The definitive weekly newsletter on A.I. and Deep Learning, published by Waikit Lau and Arthur Chan. Our background spans MIT, CMU, Bessemer Venture Partners, Nuance, BBN, etc. Every week, we curate and analyze the most relevant and impactful developments in A.I.
We also run Facebook’s most active A.I. group with 191,000+ members and host a weekly “office hour” on YouTube.
Editorial
Thoughts From Your Humble Curators
We are back! The big news this week is perhaps Prof LeCun is stepping down as the chief of Facebook A.I. Research (FAIR). More in the news section.

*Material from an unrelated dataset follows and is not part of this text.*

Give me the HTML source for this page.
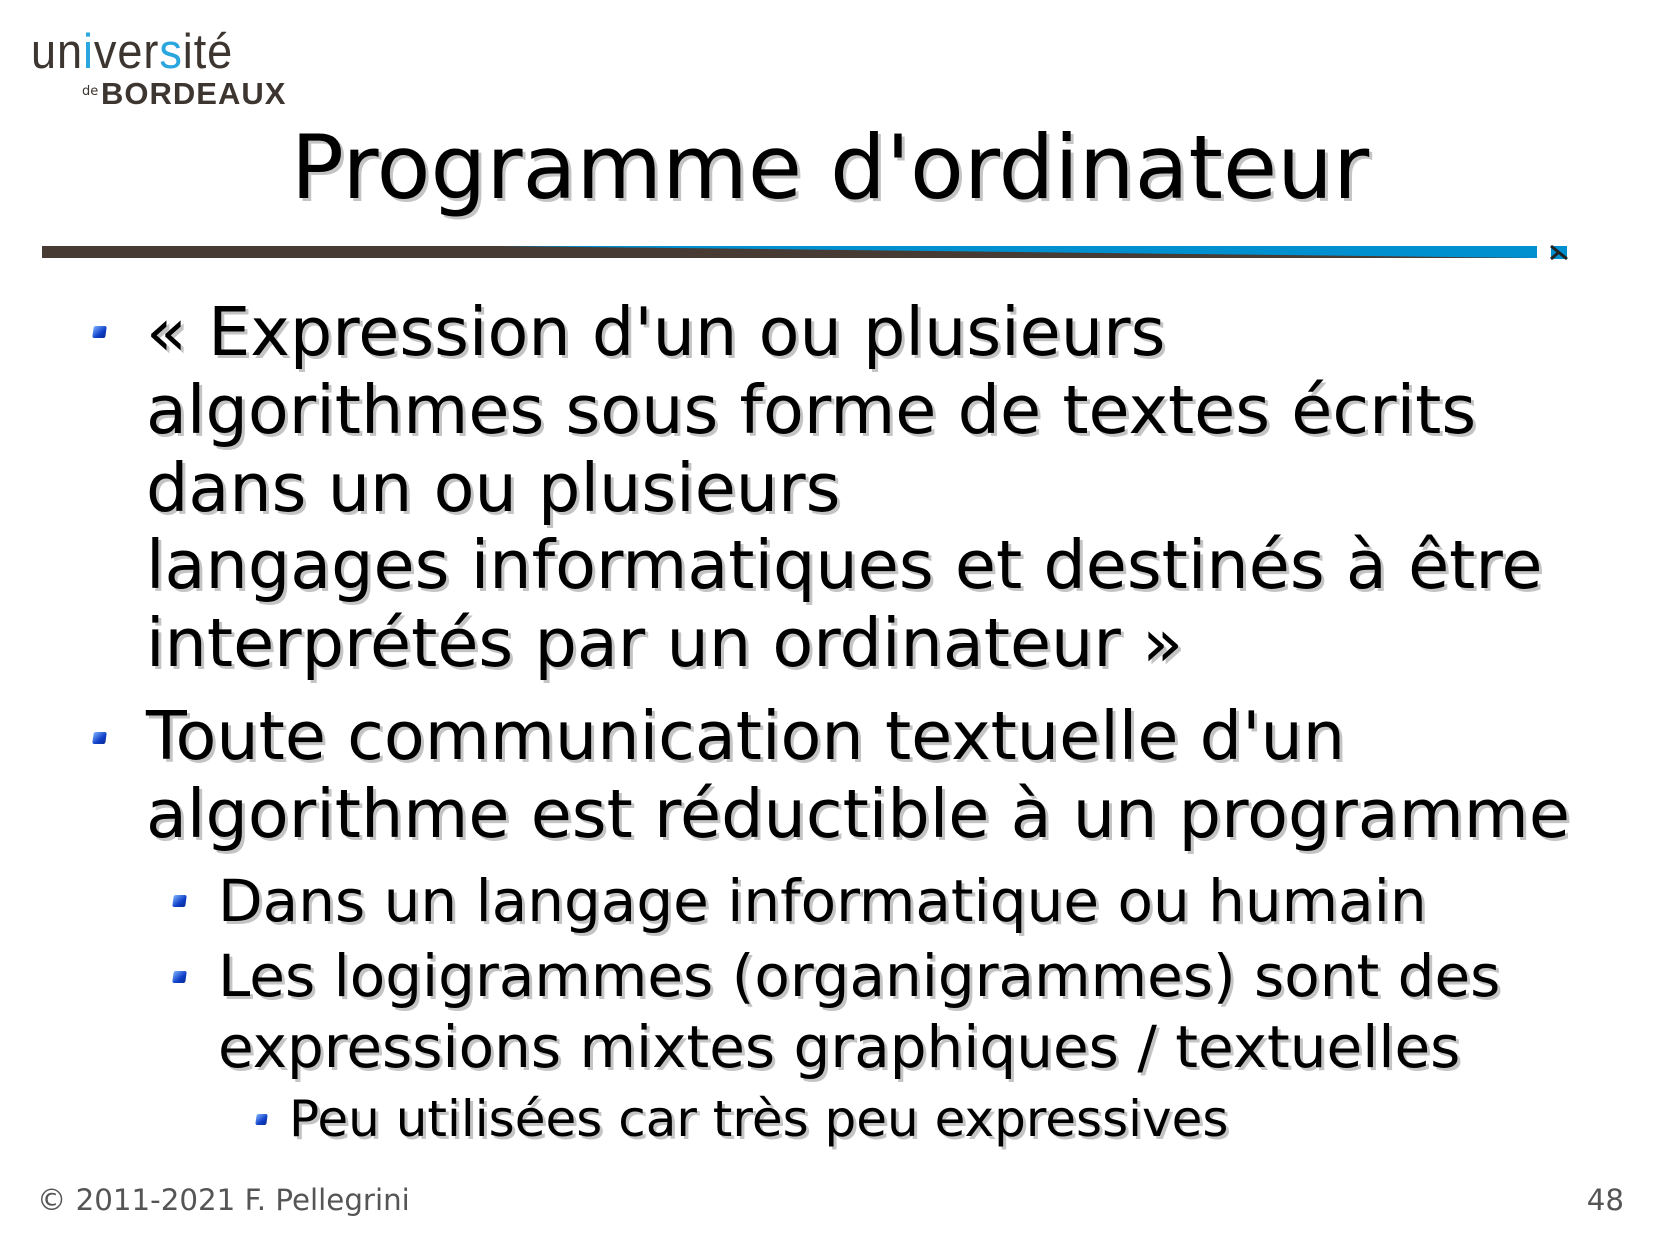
<!DOCTYPE html>
<html><head><meta charset="utf-8"><style>
body{margin:0;width:1654px;height:1241px;background:#fff;position:relative;overflow:hidden;font-family:"DejaVu Sans","Liberation Sans",sans-serif}
.t{position:absolute;white-space:nowrap;line-height:1;color:#000;text-shadow:3px 3px 0 #c4c4c4}
.l1{font-size:66.8px;left:146px}
.l2{font-size:58px;left:218px}
.l3{font-size:50px;left:289px}
.b{position:absolute;width:13px;height:12px;background:linear-gradient(135deg,#7fb2ff,#1040c8 60%,#0a2a90);border-radius:2px;transform:skewX(-8deg)}
</style></head><body>
<div style="position:absolute;left:31px;top:24px;font-family:'Liberation Sans',sans-serif;font-size:49px;color:#3d3530;transform:scaleX(0.92);transform-origin:left top;letter-spacing:1px">un<span style="color:#2aa6df">i</span>ver<span style="color:#2aa6df">s</span>ité</div>
<div style="position:absolute;left:82px;top:84px;font-size:13px;color:#3d3530">de</div>
<div style="position:absolute;left:101px;top:76px;font-family:'Liberation Sans',sans-serif;font-weight:bold;font-size:31px;color:#3d3530;letter-spacing:1px">BORDEAUX</div>
<div class="t" style="font-size:88px;left:0;width:1660px;text-align:center;top:124px">Programme d'ordinateur</div>
<svg style="position:absolute;left:0;top:240px" width="1654" height="24">
<polygon points="42,6 1537,6 1537,18 42,18" fill="#0090d0"/>
<polygon points="42,6 500,6 1537,18 42,18" fill="#473b33"/>
<rect x="1551" y="6" width="16" height="13" fill="#0090d0"/><path d="M1551 6 L1567 19 M1551 19 L1559 12" stroke="#222" stroke-width="3"/>
</svg>
<div class="b" style="left:93px;top:326px"></div>
<div class="t l1" style="top:299px">« Expression d'un ou plusieurs</div>
<div class="t l1" style="top:377px">algorithmes sous forme de textes écrits</div>
<div class="t l1" style="top:455px">dans un ou plusieurs</div>
<div class="t l1" style="top:532px">langages informatiques et destinés à être</div>
<div class="t l1" style="top:610px">interprétés par un ordinateur »</div>
<div class="b" style="left:93px;top:732px"></div>
<div class="t l1" style="top:703px">Toute communication textuelle d'un</div>
<div class="t l1" style="top:781px">algorithme est réductible à un programme</div>
<div class="b" style="left:173px;top:895px"></div>
<div class="t l2" style="top:872px">Dans un langage informatique ou humain</div>
<div class="b" style="left:173px;top:971px"></div>
<div class="t l2" style="top:947px">Les logigrammes (organigrammes) sont des</div>
<div class="t l2" style="top:1018px">expressions mixtes graphiques / textuelles</div>
<div class="b" style="left:256px;top:1114px;width:11px;height:11px"></div>
<div class="t l3" style="top:1094px">Peu utilisées car très peu expressives</div>
<div style="position:absolute;left:37px;top:1186px;font-size:29.3px;line-height:1;color:#555">© 2011-2021 F. Pellegrini</div>
<div style="position:absolute;right:30px;top:1186px;font-size:29.3px;line-height:1;color:#555">48</div>
</body></html>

We also have a bunch of interesting content in our blog section. e.g. Arthur’s review of Course 4 of deeplearning.ai. Course 4 focuses on image classification as an application of deep learning. Arthur will walk through how it compares with an existing class such as cs231n.

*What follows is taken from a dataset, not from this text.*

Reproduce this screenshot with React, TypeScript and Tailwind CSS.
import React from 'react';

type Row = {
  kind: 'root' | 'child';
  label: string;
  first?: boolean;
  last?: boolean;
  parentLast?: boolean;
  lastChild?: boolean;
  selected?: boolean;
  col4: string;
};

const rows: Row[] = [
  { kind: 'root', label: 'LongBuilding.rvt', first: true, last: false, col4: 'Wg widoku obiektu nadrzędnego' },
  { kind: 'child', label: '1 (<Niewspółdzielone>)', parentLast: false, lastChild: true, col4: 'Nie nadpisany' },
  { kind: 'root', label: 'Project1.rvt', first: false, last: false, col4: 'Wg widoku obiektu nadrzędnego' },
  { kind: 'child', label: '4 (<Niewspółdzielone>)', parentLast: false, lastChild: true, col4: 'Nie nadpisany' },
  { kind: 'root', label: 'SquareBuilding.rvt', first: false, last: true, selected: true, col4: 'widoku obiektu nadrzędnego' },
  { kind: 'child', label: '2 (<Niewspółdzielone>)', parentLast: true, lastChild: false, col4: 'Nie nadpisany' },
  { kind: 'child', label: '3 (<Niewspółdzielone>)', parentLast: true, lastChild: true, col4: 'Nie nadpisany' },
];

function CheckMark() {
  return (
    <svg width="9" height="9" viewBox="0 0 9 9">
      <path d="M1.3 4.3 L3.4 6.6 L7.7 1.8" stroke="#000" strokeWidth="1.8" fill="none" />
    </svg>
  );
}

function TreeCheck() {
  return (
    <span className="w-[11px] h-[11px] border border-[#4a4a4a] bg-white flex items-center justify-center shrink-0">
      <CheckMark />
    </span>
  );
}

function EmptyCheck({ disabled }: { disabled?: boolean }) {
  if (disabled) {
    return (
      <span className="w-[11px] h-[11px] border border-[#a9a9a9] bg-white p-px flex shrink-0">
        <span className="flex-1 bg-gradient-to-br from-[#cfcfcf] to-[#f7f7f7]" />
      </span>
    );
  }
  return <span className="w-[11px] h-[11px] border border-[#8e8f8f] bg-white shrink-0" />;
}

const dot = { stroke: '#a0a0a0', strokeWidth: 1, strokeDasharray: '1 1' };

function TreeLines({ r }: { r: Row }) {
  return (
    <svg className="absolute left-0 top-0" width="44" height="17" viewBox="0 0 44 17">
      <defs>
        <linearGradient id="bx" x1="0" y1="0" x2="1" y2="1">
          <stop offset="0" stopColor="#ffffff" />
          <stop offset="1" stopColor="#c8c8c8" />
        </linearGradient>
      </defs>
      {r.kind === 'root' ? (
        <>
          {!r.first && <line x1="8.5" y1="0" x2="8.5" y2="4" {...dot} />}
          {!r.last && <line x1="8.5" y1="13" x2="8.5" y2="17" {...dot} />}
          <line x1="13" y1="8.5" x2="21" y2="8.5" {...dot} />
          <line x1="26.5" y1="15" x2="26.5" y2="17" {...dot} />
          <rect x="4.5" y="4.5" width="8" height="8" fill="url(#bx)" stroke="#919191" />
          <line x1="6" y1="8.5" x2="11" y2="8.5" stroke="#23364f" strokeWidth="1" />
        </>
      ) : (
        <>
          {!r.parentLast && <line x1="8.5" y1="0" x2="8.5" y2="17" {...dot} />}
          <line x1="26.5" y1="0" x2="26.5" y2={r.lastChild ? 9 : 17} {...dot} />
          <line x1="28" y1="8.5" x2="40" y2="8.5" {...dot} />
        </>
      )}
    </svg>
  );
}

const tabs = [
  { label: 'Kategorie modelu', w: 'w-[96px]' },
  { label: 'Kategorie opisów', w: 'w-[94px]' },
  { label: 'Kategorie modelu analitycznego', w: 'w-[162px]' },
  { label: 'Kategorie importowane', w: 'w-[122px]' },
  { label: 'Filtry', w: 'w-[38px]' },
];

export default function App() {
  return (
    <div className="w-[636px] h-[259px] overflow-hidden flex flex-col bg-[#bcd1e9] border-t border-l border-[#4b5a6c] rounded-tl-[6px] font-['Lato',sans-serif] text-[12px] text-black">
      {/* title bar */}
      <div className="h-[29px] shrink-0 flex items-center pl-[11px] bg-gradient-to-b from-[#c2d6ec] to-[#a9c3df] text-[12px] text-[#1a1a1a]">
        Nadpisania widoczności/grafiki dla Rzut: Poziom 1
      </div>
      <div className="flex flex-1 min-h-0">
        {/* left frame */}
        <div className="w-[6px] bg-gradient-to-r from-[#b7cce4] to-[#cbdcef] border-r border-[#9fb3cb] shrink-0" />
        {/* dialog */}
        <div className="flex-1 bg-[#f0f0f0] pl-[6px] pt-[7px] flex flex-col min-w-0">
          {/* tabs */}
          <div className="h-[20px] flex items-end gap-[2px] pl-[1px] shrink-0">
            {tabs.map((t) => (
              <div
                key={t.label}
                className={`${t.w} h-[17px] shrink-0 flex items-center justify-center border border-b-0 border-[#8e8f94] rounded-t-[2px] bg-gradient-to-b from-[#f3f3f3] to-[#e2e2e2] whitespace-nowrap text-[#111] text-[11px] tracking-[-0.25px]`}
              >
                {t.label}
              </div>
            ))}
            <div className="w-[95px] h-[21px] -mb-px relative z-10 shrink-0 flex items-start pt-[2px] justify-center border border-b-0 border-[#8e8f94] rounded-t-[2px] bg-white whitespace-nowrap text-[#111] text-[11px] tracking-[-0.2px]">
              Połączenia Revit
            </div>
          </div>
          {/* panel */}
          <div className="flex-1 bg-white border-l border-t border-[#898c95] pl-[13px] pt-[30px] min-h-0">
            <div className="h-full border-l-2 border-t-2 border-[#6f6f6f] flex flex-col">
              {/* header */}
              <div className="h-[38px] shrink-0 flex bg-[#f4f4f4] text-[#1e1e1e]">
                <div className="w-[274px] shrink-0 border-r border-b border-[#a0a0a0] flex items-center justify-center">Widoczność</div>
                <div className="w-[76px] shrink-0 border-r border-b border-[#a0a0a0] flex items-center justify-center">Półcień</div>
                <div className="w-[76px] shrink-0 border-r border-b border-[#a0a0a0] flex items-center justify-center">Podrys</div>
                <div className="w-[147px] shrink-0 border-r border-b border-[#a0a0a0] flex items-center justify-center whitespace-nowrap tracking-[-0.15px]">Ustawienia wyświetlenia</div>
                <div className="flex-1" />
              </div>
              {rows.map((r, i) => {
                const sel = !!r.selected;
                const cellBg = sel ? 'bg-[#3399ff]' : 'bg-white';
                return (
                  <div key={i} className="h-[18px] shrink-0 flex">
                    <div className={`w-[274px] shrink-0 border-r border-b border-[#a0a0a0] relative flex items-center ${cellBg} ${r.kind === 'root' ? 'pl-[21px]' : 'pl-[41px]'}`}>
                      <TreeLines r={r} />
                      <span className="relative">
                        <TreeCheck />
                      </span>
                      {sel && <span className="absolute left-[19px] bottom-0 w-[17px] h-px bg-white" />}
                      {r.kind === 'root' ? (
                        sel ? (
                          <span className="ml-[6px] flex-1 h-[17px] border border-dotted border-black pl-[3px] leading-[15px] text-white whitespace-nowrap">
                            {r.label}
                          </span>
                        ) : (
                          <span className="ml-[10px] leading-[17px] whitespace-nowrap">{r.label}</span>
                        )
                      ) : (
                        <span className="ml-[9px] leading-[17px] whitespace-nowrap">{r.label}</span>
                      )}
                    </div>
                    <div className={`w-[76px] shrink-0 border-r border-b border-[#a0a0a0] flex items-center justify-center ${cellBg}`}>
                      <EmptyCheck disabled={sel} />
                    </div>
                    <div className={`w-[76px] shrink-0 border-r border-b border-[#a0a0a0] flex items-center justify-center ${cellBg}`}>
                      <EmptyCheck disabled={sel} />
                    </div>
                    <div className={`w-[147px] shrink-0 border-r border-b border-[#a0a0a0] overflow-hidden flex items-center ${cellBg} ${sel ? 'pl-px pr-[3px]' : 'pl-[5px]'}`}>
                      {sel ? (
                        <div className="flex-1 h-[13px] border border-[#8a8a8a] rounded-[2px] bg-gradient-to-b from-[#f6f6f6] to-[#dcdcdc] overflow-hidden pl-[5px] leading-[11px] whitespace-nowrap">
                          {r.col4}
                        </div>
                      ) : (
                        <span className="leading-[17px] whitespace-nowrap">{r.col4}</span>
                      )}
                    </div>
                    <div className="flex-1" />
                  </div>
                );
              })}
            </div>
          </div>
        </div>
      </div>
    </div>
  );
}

Then, in our paper section, we present a read on the classic paper, “Deep Neural Networks for Acoustic Modeling in Speech Recognition”.

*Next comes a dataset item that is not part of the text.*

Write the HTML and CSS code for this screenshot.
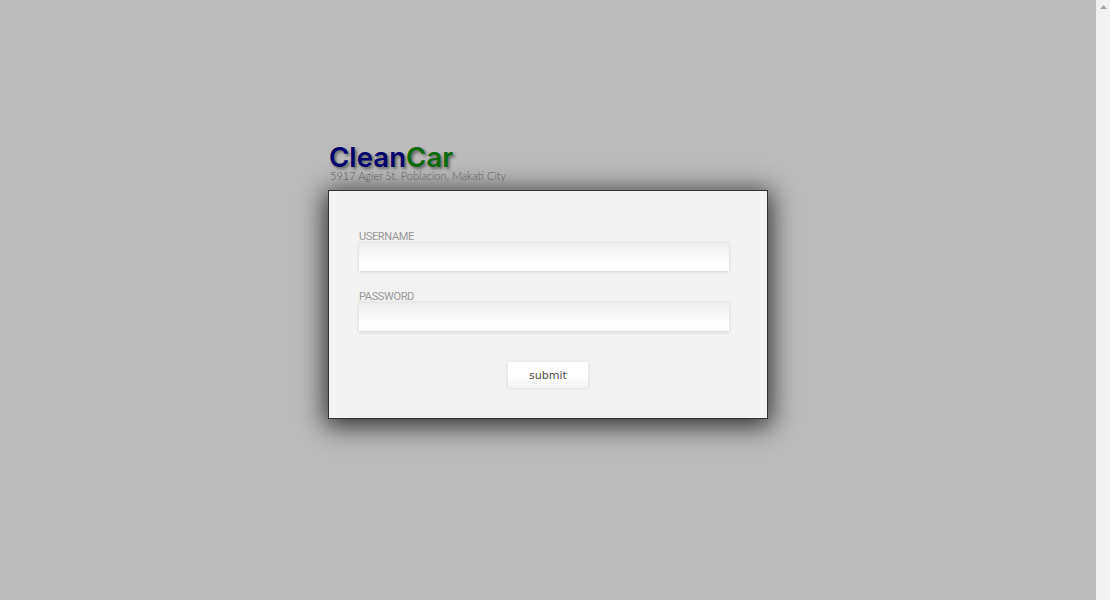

As always, if you like our newsletter, feel free to forward it to your friends/colleagues!
This newsletter is a labor of love from us. All publishing costs and operating expenses are paid out of our pockets. If you like what we do, you can help defray our costs by sending a donation via link. For crypto enthusiasts, you can donate by sending Eth to this address: 0xEB44F762c58Da2200957b5cc2C04473F609eAA65.
A New Satellite of AIDL : Automatic Speech Recognition & Deep Learning (ASRDL)
We have a lot of demand from AIDL to start a new specialized group just on speech recognition. ASR is a really hot space lately. Our new group ASRDL will be a great place for you to learn more about the latest and greatest, and join the discussions.
Sponsor
Video conferencing that just works in your browser. No download. No PIN code. No login
Just launch it from Cyclop.io, or add to your Slack team and launch from Slack. Works in your browser. No Download. No login. Get up and running in seconds. Multiply team’s productivity
News
Prof. Lecun Stepping Down as FB Head of A.I. Research
Prof. LeCun is stepping down as the chief of FAIR. His replacement would be Jérôme Pesenti, former CEO of AI startup BenevolentTech. Presenti would be directly report to the CTO of Facebook, Mike Schroepfer. According the Quatz’s article, LeCun would still decide research directions of FAIR, but day-to-day operations would report up to Presenti.
What do we make of the event? We this might be a necessary change as A.I goes from research to being applied across all Facebook products. Facebook has been relying on A.I. on various aspects of the company’s operation, e.g. news ranking, face tagging and translation. Yet a large A.I. machinery also require a large software team to maintain. We speculate that Mr. Presenti might be a better choice for this next stage of evolution.
Blog Posts
Review of deeplearning.ai Course 4
This is Arthur’s review on Course 4 of deeplearning.ai which is about ConvNet.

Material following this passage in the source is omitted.